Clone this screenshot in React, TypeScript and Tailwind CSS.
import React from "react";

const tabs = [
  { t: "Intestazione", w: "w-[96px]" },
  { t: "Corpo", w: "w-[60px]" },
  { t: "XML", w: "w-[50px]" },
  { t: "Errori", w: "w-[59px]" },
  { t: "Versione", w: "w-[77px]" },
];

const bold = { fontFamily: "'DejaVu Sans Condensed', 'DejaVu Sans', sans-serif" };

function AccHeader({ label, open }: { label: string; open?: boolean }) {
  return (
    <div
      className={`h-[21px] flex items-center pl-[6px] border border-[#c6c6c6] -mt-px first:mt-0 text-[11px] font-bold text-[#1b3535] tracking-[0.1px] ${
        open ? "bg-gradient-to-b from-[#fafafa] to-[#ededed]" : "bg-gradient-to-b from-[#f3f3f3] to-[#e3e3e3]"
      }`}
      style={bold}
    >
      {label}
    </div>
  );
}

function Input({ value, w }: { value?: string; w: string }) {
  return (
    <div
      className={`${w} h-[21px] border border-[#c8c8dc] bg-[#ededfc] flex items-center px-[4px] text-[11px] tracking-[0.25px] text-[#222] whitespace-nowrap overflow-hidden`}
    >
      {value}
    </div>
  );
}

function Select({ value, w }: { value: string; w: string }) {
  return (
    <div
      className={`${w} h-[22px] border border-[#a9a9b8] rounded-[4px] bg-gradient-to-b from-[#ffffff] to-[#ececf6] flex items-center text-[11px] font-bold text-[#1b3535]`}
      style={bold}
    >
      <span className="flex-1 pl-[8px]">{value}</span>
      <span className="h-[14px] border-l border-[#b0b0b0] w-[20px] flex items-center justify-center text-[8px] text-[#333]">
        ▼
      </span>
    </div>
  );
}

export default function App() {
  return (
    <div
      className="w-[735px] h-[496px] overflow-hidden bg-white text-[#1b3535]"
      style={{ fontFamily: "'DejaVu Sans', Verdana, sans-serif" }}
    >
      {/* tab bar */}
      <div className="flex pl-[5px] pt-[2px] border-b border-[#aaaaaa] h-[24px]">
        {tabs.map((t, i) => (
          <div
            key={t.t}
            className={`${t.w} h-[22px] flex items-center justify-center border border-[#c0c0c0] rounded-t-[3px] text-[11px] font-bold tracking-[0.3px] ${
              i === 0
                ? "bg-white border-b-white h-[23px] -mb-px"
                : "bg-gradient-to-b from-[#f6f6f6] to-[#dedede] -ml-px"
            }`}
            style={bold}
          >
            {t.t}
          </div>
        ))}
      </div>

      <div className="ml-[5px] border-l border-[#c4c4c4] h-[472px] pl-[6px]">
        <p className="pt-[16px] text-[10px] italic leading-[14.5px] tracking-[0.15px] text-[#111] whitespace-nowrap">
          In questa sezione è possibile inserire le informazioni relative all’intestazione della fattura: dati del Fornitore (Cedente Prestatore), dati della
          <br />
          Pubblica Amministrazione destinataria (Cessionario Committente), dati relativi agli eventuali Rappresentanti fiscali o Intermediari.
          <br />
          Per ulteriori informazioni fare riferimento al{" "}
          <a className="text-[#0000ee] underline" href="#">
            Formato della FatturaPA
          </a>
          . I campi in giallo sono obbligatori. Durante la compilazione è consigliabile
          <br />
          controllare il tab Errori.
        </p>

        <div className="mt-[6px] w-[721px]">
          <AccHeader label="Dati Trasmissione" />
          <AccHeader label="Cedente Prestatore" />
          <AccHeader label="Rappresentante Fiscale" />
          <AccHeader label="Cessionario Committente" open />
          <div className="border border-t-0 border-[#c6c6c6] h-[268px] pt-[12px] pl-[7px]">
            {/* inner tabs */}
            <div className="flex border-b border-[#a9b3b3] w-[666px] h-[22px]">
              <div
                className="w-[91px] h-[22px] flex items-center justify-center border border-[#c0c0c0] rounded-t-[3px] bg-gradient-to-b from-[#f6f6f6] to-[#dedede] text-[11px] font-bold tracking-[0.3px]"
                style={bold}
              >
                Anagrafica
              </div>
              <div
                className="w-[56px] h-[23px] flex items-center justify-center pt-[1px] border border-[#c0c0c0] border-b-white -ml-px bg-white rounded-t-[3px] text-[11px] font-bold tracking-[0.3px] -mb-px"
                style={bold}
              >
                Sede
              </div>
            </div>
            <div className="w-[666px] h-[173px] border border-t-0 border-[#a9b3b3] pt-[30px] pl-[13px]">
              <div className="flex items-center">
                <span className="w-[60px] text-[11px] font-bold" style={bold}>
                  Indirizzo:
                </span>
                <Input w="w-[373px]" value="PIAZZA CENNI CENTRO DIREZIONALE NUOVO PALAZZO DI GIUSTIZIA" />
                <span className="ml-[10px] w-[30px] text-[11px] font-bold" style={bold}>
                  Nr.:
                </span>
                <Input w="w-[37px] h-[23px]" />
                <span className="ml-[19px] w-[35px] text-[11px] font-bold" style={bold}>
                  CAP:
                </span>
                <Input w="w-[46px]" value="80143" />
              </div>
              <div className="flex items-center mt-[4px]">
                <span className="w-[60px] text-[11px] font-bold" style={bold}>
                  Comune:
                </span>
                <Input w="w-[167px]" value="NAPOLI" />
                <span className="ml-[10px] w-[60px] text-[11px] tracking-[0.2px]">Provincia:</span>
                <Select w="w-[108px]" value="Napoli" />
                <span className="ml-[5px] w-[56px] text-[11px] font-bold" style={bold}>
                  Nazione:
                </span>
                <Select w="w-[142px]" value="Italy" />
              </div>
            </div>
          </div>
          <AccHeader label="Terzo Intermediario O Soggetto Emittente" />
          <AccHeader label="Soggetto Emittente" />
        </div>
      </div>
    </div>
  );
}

...

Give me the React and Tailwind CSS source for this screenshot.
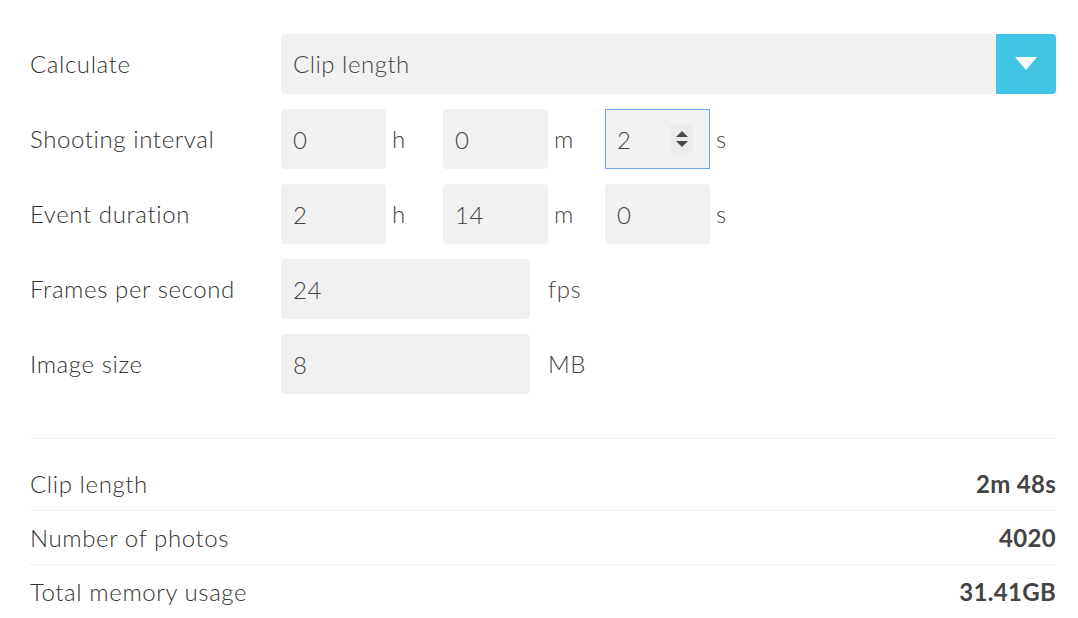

• CHALLENGE
Proceeding from the line containing "Clone this screenshot" through the line containing "Sans Condensed', 'DejaVu", transcribe the lines above exactly, both end lines included.

• FINISHED ANSWER
Clone this screenshot in React, TypeScript and Tailwind CSS.
import React from "react";

const tabs = [
  { t: "Intestazione", w: "w-[96px]" },
  { t: "Corpo", w: "w-[60px]" },
  { t: "XML", w: "w-[50px]" },
  { t: "Errori", w: "w-[59px]" },
  { t: "Versione", w: "w-[77px]" },
];

const bold = { fontFamily: "'DejaVu Sans Condensed', 'DejaVu Sans', sans-serif" };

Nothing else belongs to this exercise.